The key stage 2 reading test was probably “unduly hard” for pupils with low attainment and special educational needs in 2016, according to exams watchdog Ofqual.
The comprehension test, which was part of the “tougher” primary curriculum started in 2014, was heavily criticised on social media after it was much harder than teachers expected.
SATs results in 2016 showed just 66 per cent of pupils met the standard for reading, compared to 70 per cent in maths and 74 per cent in writing.
Only around half of pupils (53 per cent) met standards in all three areas compared to 80 per cent the year before.
Ofqual has now reviewed the approach taken by the government-led Standards and Testing Agency which designed the reading test.
In particular, Ofqual criticised that the body “did not forsee the intensity of concerns” raised by teachers even before the results came out.
Schools Week regularly reported throughout the year on confusion and worries by teachers surrounding the tests – however, the government forged ahead.
In future, Ofqual has recommended the vetting process the STA uses to judge the tests – including a teaching panel, test review group and inclusion group – might need to “run differently” given the concerns were missed.
Ofqual’s report also found “abrupt transitions” in the middle of question sets, from low-demand to high-demand questions, which could have been difficult for many pupils.
Discussions also highlighted the use of “idiomatic” language which could have disadvantaged pupils with special needs or English as an additional language.
An “old-fashioned feel” to the vocabulary could also have been hard for pupils from poorer backgrounds since these words may not be used at home, representatives told Ofqual.
The exams watchdog agreed it “seemed plausible” the reading test had been “unduly hard to access for at least some pupils” but Ofqual stopped short of saying which pupils were affected.
“We do not have sufficient evidence to reach any definitive conclusion concerning which pupils might have been affected in this way, nor how many pupils, nor to what extent,” said Ofqual.
However, social media comments from teachers claiming even high-ability pupils struggled were not backed by the results, said the report.
For our special needs pupils it was almost pencils down
About a quarter of pupils were estimated not to have reached the end of the reading test, but the majority did. One in 20 pupils did not reach the first question for the third text.
Christine Kemp-Hall, executive principal at North Ormesby primary academy in Middlesbrough, part of the Academies Enterprise Trust, said her staff were “horrified” when they had opened the paper.
“For our special needs pupils it was almost pencils down,” she said.
Archaic words such as “ancestors”, or a picture of four kinds of columns asking which was a “monument”, would have challenged some secondary school pupils, let alone primary ones, she said.
Such questions had been too difficult for the school’s poorest and most vulnerable pupils as well, who had struggled alongside special educational needs pupils, said Kemp-Hall.

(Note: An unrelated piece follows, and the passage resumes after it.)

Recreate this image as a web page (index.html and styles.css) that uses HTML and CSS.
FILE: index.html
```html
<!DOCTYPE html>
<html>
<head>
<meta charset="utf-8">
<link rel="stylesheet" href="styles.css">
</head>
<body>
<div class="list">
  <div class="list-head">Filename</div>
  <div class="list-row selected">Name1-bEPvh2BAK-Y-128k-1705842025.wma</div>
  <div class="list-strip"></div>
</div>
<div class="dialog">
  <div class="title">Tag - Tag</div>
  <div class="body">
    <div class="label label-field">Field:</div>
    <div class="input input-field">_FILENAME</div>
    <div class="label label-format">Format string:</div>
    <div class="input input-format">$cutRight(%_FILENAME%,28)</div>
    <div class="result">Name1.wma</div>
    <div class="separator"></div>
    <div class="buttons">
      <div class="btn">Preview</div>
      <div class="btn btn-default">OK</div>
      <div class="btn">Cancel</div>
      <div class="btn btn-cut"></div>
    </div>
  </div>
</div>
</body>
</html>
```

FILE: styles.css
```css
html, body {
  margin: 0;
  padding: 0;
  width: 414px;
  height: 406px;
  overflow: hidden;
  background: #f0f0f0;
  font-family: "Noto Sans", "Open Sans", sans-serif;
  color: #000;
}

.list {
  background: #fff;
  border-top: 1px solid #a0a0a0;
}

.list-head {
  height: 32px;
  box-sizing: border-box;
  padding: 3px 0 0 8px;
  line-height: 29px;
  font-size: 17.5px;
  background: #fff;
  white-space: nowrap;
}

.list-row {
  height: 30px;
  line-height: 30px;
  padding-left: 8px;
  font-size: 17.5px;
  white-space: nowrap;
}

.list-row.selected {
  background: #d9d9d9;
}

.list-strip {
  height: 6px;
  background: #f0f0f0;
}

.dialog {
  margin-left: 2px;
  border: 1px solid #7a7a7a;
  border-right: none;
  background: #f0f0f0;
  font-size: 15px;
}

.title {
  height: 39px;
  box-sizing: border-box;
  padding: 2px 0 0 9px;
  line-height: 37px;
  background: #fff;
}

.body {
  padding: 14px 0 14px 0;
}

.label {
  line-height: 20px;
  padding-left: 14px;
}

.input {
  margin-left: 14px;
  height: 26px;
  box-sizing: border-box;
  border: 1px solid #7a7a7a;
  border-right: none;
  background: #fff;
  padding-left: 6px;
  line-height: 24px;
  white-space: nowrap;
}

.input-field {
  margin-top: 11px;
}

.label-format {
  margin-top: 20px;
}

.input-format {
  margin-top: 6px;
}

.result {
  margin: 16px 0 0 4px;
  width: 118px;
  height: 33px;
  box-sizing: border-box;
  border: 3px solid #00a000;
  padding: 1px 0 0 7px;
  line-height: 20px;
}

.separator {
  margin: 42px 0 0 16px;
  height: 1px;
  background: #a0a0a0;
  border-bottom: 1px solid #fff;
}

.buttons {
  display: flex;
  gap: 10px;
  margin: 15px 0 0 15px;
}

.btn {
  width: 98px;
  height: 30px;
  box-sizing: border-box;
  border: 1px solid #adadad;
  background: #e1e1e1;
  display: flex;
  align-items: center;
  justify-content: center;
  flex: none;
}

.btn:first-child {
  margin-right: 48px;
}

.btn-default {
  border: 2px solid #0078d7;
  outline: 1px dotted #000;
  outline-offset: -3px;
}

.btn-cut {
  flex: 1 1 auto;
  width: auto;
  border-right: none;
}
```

Since the 2016 “experience” the school teaches pupils the test techniques for different types of SATs questions, so they “know the kind of explanation required”.
Julie McCulloch, primary specialist at the Association of School and College Leaders, said the 2017 reading test was already an improvement on the previous year. A group of psychometricians had helped design the test, and the STA had “been careful to choose texts that were more accessible.”

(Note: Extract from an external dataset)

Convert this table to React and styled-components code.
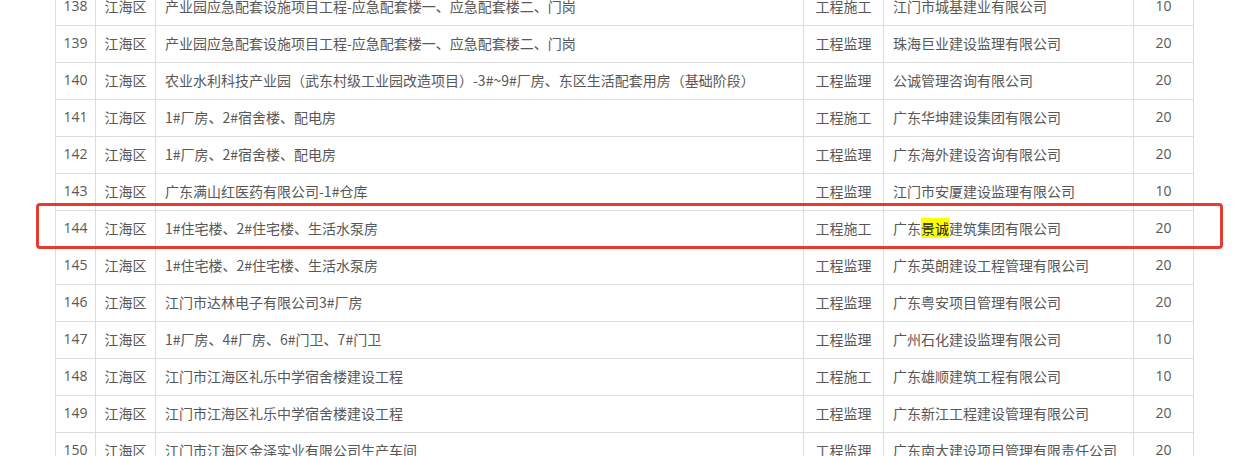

The STA had “worked constructively with teaching and leadership unions” about the standards, she said.
The changes were particularly welcome since the consequence of the 2016 tests had been “challenging for schools”, driving “quite punitive” accountability measures.
A spokesperson for the Department for Education spokesperson said this year’s key stage 2 results “showed the curriculum reforms are starting to raise standards.”
Reforms to the primary assessment system had “freed up teachers to educate and inspire young children, while holding schools to account in a proportionate and effective way.”
Ofqual also published a second report, which evaluated the STA’s approach to designing both the reading and maths tests.
The approach was robust, said the report – but some parts of the national curriculum, such as the need to “discuss and evaluate how authors use language”, might not be amenable to sample testing. This omission meant there was a “risk to validity” around these sorts of questions.
Ofqual used STA test data, its own investigations, independent experts and social media comments for the report.